* begin DATA SHOWN *
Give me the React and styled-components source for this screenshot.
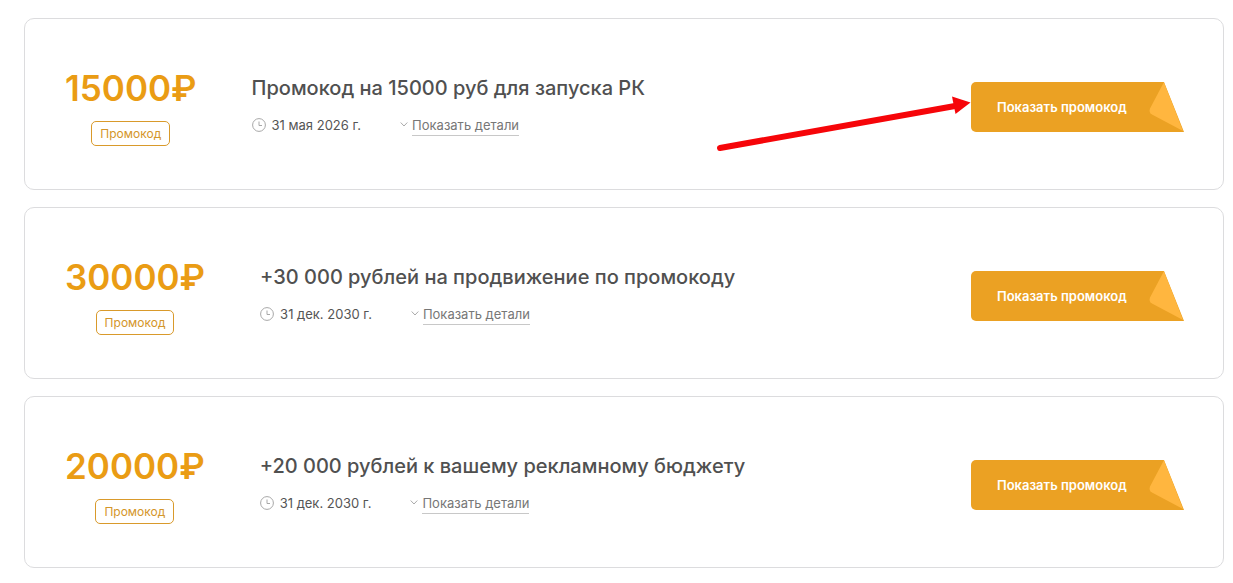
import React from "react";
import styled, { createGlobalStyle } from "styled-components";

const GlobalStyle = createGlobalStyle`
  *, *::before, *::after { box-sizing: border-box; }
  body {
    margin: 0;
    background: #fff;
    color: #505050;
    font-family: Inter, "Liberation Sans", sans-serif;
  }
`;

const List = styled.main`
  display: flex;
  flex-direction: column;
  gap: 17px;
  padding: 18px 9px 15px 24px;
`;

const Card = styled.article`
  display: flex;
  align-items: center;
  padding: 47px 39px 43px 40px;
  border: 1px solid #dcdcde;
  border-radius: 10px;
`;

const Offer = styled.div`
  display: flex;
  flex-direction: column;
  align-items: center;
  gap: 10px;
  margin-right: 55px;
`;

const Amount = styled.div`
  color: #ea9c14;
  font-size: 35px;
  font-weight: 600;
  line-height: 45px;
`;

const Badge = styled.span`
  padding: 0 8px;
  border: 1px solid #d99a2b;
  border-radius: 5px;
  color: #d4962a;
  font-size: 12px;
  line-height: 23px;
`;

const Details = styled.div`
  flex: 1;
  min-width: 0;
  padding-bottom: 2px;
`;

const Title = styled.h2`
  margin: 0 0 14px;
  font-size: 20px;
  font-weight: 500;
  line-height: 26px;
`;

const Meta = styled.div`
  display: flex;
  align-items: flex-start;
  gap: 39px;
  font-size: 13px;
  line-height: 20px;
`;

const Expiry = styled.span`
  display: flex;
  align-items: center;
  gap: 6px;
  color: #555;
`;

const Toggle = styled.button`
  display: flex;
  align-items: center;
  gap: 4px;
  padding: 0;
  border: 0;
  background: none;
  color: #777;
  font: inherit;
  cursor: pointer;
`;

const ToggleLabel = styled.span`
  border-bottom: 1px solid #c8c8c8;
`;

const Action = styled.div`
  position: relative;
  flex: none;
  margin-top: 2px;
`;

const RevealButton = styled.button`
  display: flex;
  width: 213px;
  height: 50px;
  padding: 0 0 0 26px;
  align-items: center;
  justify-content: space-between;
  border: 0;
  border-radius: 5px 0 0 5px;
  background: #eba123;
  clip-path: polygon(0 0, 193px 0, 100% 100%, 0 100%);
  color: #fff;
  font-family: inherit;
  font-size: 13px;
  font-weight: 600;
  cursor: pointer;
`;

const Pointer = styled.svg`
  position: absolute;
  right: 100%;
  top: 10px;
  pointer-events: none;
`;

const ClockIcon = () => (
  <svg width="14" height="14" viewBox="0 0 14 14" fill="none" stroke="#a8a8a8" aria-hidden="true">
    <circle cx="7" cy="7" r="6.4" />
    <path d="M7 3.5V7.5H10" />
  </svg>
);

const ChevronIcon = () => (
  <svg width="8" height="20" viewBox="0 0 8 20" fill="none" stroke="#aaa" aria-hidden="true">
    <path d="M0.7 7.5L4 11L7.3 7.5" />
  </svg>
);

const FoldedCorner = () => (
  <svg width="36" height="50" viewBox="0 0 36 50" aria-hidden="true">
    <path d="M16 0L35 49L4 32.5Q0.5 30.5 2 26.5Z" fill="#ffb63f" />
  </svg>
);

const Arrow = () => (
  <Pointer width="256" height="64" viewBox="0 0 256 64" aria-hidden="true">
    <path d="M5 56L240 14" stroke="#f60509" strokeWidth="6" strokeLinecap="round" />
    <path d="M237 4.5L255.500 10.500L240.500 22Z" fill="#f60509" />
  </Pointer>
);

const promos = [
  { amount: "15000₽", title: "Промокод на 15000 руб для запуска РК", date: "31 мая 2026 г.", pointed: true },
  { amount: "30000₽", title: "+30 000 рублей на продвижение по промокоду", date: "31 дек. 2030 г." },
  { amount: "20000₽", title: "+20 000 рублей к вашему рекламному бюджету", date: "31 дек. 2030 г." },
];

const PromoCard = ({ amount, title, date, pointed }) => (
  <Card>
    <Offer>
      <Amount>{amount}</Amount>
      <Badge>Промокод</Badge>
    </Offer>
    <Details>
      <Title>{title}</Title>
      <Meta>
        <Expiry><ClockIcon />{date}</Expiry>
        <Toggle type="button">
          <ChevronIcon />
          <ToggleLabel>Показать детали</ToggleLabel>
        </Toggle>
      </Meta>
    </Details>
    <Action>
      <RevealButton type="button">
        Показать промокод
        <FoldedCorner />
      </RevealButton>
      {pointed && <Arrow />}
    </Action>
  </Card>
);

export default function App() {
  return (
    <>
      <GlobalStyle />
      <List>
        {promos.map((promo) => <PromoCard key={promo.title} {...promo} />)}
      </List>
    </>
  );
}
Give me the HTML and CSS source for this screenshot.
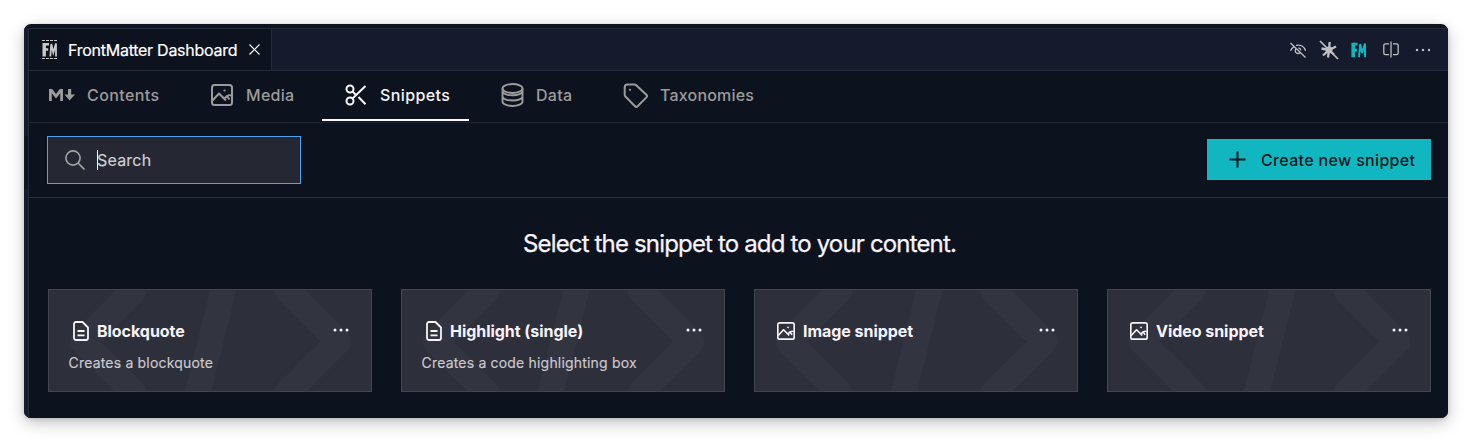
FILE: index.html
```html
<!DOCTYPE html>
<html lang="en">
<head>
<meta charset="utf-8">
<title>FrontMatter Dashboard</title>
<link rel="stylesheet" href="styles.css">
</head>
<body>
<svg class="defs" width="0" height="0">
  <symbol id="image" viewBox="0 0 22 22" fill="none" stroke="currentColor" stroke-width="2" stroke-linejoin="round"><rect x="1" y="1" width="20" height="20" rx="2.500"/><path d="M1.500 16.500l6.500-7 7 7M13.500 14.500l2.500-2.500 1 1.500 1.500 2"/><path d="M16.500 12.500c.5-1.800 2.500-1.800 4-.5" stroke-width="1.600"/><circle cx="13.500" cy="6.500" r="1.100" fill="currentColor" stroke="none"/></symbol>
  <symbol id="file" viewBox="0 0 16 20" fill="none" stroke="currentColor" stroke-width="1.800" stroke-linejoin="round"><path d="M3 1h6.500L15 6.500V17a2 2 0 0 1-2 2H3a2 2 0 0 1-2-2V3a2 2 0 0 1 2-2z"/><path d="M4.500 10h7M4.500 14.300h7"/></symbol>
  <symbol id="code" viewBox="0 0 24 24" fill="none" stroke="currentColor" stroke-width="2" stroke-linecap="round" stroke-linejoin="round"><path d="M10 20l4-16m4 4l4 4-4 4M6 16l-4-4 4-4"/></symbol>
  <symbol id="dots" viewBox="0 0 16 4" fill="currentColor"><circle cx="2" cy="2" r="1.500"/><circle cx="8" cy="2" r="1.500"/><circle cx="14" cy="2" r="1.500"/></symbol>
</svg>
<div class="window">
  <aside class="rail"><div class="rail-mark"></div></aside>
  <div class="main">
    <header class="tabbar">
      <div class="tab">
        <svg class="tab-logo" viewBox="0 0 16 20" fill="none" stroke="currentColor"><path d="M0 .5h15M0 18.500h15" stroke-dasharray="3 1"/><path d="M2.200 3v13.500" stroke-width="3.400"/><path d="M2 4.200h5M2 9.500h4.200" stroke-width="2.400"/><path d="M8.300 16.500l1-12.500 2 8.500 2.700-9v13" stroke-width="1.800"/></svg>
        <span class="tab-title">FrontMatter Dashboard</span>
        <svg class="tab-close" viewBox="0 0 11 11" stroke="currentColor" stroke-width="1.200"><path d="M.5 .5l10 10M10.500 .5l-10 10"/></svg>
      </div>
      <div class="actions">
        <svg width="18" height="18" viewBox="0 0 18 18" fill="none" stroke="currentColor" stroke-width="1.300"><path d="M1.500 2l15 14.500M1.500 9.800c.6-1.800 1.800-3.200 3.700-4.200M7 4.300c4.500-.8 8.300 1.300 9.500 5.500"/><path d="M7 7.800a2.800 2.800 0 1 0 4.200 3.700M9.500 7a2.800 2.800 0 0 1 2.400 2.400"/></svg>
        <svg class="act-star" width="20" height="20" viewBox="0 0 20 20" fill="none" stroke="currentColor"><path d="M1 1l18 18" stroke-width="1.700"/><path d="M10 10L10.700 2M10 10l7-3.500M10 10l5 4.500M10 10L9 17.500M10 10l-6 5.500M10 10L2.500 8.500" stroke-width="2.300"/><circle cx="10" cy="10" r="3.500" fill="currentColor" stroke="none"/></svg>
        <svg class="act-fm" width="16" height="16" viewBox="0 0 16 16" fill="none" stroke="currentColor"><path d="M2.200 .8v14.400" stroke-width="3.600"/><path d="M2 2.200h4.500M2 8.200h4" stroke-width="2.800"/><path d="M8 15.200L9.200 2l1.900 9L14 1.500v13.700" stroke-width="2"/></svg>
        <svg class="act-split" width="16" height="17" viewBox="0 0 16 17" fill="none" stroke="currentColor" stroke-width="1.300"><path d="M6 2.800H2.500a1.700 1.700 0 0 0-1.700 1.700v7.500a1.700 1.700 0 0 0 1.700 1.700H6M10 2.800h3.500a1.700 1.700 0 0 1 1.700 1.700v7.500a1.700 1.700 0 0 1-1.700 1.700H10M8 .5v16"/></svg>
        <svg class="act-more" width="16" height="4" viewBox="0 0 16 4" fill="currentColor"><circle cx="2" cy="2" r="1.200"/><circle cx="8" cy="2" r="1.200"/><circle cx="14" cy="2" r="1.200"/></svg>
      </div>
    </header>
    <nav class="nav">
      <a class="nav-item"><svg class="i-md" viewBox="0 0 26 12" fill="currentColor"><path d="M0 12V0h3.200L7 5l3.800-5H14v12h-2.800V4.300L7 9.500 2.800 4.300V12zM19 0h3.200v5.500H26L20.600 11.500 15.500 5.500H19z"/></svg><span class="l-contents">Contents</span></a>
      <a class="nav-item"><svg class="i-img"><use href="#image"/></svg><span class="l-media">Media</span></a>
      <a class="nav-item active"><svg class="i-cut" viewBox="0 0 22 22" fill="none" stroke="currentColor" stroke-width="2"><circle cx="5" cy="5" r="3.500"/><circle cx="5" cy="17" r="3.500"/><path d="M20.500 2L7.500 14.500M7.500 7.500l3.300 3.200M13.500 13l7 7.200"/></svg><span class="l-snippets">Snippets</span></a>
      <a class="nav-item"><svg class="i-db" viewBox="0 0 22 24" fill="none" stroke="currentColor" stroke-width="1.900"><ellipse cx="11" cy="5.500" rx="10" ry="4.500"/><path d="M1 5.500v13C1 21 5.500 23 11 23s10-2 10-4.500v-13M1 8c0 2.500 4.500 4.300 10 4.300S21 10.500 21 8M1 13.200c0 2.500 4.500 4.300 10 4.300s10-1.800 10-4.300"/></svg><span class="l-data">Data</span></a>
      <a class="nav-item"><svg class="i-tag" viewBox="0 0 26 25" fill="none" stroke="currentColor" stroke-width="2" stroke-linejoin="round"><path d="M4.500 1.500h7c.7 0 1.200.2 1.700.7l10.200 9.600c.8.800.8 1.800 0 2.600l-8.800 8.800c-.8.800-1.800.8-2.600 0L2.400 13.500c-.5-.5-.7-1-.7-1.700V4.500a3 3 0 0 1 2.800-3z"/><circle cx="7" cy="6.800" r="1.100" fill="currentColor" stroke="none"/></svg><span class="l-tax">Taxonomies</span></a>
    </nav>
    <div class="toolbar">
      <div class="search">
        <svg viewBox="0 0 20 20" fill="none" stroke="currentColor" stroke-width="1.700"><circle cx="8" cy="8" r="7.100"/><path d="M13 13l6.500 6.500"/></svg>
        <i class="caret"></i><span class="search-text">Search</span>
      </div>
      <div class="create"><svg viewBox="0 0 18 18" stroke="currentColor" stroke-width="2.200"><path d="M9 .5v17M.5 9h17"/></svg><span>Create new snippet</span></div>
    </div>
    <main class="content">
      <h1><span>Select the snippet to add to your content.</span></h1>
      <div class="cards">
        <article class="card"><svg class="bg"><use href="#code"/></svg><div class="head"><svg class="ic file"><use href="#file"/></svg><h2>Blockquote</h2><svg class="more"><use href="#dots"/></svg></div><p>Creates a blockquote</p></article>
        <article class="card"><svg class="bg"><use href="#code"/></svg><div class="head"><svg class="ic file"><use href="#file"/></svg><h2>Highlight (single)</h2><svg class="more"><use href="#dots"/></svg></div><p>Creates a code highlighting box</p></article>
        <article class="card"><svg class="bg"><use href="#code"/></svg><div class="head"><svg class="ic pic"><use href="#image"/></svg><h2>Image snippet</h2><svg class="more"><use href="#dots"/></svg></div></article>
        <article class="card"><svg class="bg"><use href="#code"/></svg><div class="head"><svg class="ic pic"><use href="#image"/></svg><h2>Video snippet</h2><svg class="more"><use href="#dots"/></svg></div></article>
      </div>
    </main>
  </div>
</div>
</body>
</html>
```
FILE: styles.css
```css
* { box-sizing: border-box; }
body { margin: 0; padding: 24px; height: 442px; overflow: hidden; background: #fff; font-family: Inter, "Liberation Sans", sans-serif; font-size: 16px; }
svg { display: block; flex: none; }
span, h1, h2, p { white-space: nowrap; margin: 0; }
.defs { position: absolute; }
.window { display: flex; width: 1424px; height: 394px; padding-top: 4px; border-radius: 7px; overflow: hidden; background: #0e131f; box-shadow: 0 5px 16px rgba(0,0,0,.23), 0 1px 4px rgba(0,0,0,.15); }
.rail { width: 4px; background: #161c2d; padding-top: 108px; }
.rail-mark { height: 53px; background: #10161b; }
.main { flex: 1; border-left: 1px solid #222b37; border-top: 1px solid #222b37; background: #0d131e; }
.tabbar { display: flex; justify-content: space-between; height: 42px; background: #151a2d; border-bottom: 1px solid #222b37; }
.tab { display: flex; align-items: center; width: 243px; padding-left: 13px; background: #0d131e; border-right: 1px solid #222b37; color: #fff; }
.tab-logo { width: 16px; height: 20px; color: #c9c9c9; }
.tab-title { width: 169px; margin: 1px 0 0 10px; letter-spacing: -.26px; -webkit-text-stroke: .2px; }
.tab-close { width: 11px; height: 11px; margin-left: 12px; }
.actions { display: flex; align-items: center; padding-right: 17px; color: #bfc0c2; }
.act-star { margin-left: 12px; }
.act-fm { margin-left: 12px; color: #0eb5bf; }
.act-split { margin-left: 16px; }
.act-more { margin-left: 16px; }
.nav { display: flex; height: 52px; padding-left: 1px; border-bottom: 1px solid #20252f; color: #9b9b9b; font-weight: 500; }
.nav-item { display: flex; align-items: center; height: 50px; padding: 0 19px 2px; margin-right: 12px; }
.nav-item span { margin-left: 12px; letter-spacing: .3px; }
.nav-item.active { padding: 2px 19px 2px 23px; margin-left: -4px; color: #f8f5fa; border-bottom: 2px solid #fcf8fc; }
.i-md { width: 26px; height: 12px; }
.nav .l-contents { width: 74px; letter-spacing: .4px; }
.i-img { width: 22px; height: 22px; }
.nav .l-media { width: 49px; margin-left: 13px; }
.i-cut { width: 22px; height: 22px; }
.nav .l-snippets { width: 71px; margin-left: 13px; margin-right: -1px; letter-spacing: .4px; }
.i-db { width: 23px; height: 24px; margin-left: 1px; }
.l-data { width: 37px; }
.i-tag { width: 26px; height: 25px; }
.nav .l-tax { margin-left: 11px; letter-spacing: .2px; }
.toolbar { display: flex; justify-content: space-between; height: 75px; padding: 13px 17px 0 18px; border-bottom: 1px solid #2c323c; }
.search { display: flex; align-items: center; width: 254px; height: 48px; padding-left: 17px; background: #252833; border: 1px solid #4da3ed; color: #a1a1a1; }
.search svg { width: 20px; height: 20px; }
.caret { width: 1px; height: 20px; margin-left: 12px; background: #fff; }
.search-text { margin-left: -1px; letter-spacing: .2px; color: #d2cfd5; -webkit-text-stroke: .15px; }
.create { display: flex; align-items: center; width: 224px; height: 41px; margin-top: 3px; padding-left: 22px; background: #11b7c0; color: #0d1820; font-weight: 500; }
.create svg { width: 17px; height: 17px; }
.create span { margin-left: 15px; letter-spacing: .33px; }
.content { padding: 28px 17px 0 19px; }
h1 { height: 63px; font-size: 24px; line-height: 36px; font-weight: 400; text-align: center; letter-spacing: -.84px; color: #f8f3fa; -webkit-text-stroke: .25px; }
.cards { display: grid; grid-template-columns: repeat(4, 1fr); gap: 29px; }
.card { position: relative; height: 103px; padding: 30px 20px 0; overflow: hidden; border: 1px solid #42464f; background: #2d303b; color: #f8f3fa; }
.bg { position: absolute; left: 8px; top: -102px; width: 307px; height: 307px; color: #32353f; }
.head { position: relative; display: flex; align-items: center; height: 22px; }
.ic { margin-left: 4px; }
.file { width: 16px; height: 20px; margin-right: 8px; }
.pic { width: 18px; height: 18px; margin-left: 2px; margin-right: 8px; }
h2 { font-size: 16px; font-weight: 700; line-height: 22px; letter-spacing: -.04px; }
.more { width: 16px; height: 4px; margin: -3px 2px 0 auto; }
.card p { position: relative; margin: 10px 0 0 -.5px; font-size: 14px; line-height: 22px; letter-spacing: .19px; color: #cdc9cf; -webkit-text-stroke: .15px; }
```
* end DATA SHOWN *
INSTRUCTION
Where a line above contains the string "Give", copy that line.

SOLUTION TO THIS PROBLEM
Give me the React and styled-components source for this screenshot.
Give me the HTML and CSS source for this screenshot.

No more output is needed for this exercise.